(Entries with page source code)
— START —

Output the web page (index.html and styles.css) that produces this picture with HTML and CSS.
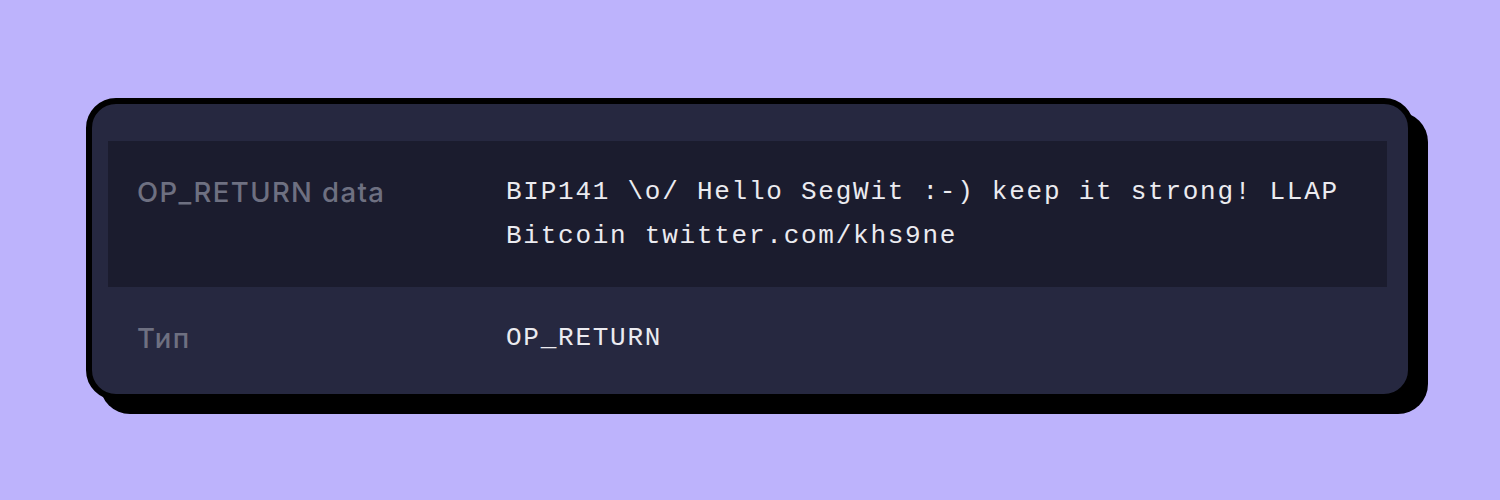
FILE: index.html
```html
<!DOCTYPE html>
<html lang="ru">
<head>
<meta charset="utf-8">
<title>OP_RETURN</title>
<link rel="stylesheet" href="styles.css">
</head>
<body>
<div class="page">
  <div class="card">
    <div class="row row-dark">
      <div class="label">OP_RETURN data</div>
      <div class="value">BIP141 \o/ Hello SegWit :-) keep it strong! LLAP Bitcoin twitter.com/khs9ne</div>
    </div>
    <div class="row">
      <div class="label">Тип</div>
      <div class="value">OP_RETURN</div>
    </div>
  </div>
</div>
</body>
</html>
```

FILE: styles.css
```css
html, body {
  margin: 0;
  padding: 0;
  background: #bdb3fc;
}
.page {
  width: 1500px;
  height: 500px;
  box-sizing: border-box;
  padding: 98px 86px 0 86px;
}
.card {
  background: #262840;
  border: 6px solid #000;
  border-radius: 30px;
  box-shadow: 14px 14px 0 #000;
  padding: 37px 21px 5px 16px;
}
.row {
  display: grid;
  grid-template-columns: 369px 1fr;
  padding: 29px 29px;
}
.row-dark {
  background: #1b1c2e;
}
.label {
  font-family: Inter, "Noto Sans", sans-serif;
  font-size: 27.5px;
  font-weight: 500;
  letter-spacing: 1.4px;
  line-height: 44px;
  color: #6e7081;
}
.value {
  font-family: "Liberation Mono", "Courier New", monospace;
  font-size: 26px;
  letter-spacing: 1.75px;
  line-height: 44px;
  color: #ebebf0;
}
```
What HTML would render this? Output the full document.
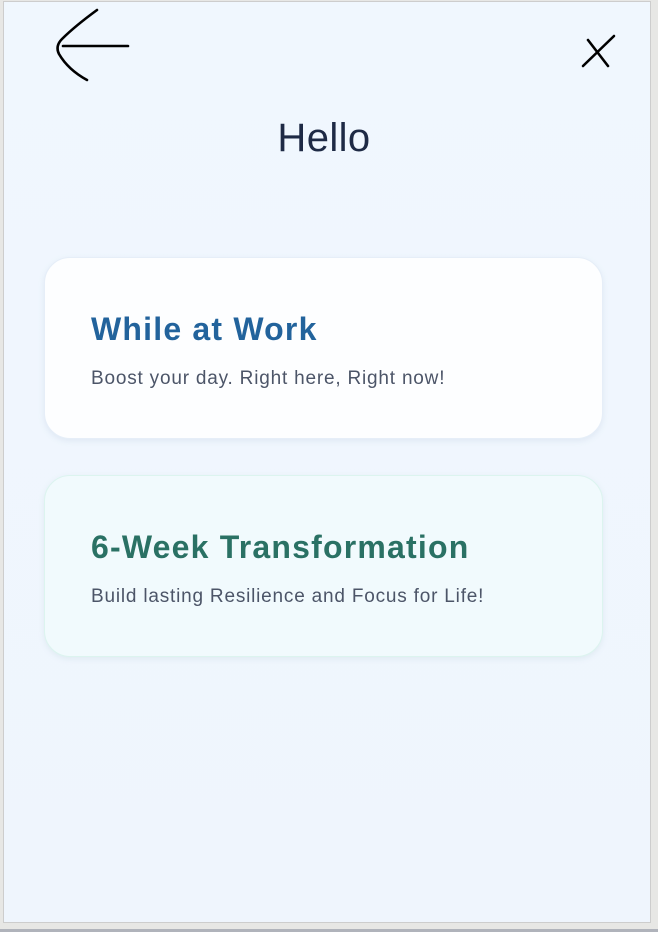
<!DOCTYPE html>
<html><head><meta charset="utf-8"><style>
html,body{margin:0;padding:0;}
body{width:658px;height:932px;background:#e7e7e5;position:relative;overflow:hidden;font-family:"Liberation Sans",sans-serif;}
.frame{position:absolute;left:3px;top:1px;width:646px;height:920px;border:1px solid #cdcdcd;background:linear-gradient(180deg,#f0f7fe 0%,#eff5fd 100%);}
.bot{position:absolute;left:0;top:929px;width:658px;height:3px;background:#b0b3bb;}
.hello{position:absolute;left:0;width:640px;top:114px;text-align:center;font-size:40px;color:#1e2a45;letter-spacing:.4px;}
.card{position:absolute;left:40px;width:559px;height:182px;border-radius:26px;box-sizing:border-box;}
.c1{top:255px;background:#fdfeff;border:1px solid #e6eef8;box-shadow:0 2px 6px rgba(150,170,200,.18);}
.c2{top:473px;background:#f1fafd;border:1px solid #dcf4ef;box-shadow:0 2px 6px rgba(150,190,190,.18);}
.t{position:absolute;left:46px;top:53px;font-size:32px;font-weight:bold;letter-spacing:1.2px;}
.s{position:absolute;left:46px;top:110px;font-size:19px;color:#4c5568;letter-spacing:.8px;}
</style></head><body>
<div class="frame">
<svg width="646" height="100" style="position:absolute;left:-4px;top:-1px" fill="none" stroke="#000" stroke-width="2.6" stroke-linecap="round">
<path d="M97 9 C82 20 70 30 62 38 Q55 45 59 53 C66 65 76 73 87 79" />
<path d="M63 45 L128 45"/>
<path d="M614 35 L583 65 M588 39 L608 65"/>
</svg>
<div class="hello">Hello</div>
<div class="card c1"><div class="t" style="color:#22639c">While at Work</div><div class="s">Boost your day. Right here, Right now!</div></div>
<div class="card c2"><div class="t" style="color:#2a7164">6-Week Transformation</div><div class="s">Build lasting Resilience and Focus for Life!</div></div>
</div>
<div class="bot"></div>
</body></html>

— END —

Omit the pictures, then output the rest of the listing exactly.

Output the web page (index.html and styles.css) that produces this picture with HTML and CSS.
FILE: index.html
```html
<!DOCTYPE html>
<html lang="ru">
<head>
<meta charset="utf-8">
<title>OP_RETURN</title>
<link rel="stylesheet" href="styles.css">
</head>
<body>
<div class="page">
  <div class="card">
    <div class="row row-dark">
      <div class="label">OP_RETURN data</div>
      <div class="value">BIP141 \o/ Hello SegWit :-) keep it strong! LLAP Bitcoin twitter.com/khs9ne</div>
    </div>
    <div class="row">
      <div class="label">Тип</div>
      <div class="value">OP_RETURN</div>
    </div>
  </div>
</div>
</body>
</html>
```

FILE: styles.css
```css
html, body {
  margin: 0;
  padding: 0;
  background: #bdb3fc;
}
.page {
  width: 1500px;
  height: 500px;
  box-sizing: border-box;
  padding: 98px 86px 0 86px;
}
.card {
  background: #262840;
  border: 6px solid #000;
  border-radius: 30px;
  box-shadow: 14px 14px 0 #000;
  padding: 37px 21px 5px 16px;
}
.row {
  display: grid;
  grid-template-columns: 369px 1fr;
  padding: 29px 29px;
}
.row-dark {
  background: #1b1c2e;
}
.label {
  font-family: Inter, "Noto Sans", sans-serif;
  font-size: 27.5px;
  font-weight: 500;
  letter-spacing: 1.4px;
  line-height: 44px;
  color: #6e7081;
}
.value {
  font-family: "Liberation Mono", "Courier New", monospace;
  font-size: 26px;
  letter-spacing: 1.75px;
  line-height: 44px;
  color: #ebebf0;
}
```
What HTML would render this? Output the full document.
<!DOCTYPE html>
<html><head><meta charset="utf-8"><style>
html,body{margin:0;padding:0;}
body{width:658px;height:932px;background:#e7e7e5;position:relative;overflow:hidden;font-family:"Liberation Sans",sans-serif;}
.frame{position:absolute;left:3px;top:1px;width:646px;height:920px;border:1px solid #cdcdcd;background:linear-gradient(180deg,#f0f7fe 0%,#eff5fd 100%);}
.bot{position:absolute;left:0;top:929px;width:658px;height:3px;background:#b0b3bb;}
.hello{position:absolute;left:0;width:640px;top:114px;text-align:center;font-size:40px;color:#1e2a45;letter-spacing:.4px;}
.card{position:absolute;left:40px;width:559px;height:182px;border-radius:26px;box-sizing:border-box;}
.c1{top:255px;background:#fdfeff;border:1px solid #e6eef8;box-shadow:0 2px 6px rgba(150,170,200,.18);}
.c2{top:473px;background:#f1fafd;border:1px solid #dcf4ef;box-shadow:0 2px 6px rgba(150,190,190,.18);}
.t{position:absolute;left:46px;top:53px;font-size:32px;font-weight:bold;letter-spacing:1.2px;}
.s{position:absolute;left:46px;top:110px;font-size:19px;color:#4c5568;letter-spacing:.8px;}
</style></head><body>
<div class="frame">
<svg width="646" height="100" style="position:absolute;left:-4px;top:-1px" fill="none" stroke="#000" stroke-width="2.6" stroke-linecap="round">
<path d="M97 9 C82 20 70 30 62 38 Q55 45 59 53 C66 65 76 73 87 79" />
<path d="M63 45 L128 45"/>
<path d="M614 35 L583 65 M588 39 L608 65"/>
</svg>
<div class="hello">Hello</div>
<div class="card c1"><div class="t" style="color:#22639c">While at Work</div><div class="s">Boost your day. Right here, Right now!</div></div>
<div class="card c2"><div class="t" style="color:#2a7164">6-Week Transformation</div><div class="s">Build lasting Resilience and Focus for Life!</div></div>
</div>
<div class="bot"></div>
</body></html>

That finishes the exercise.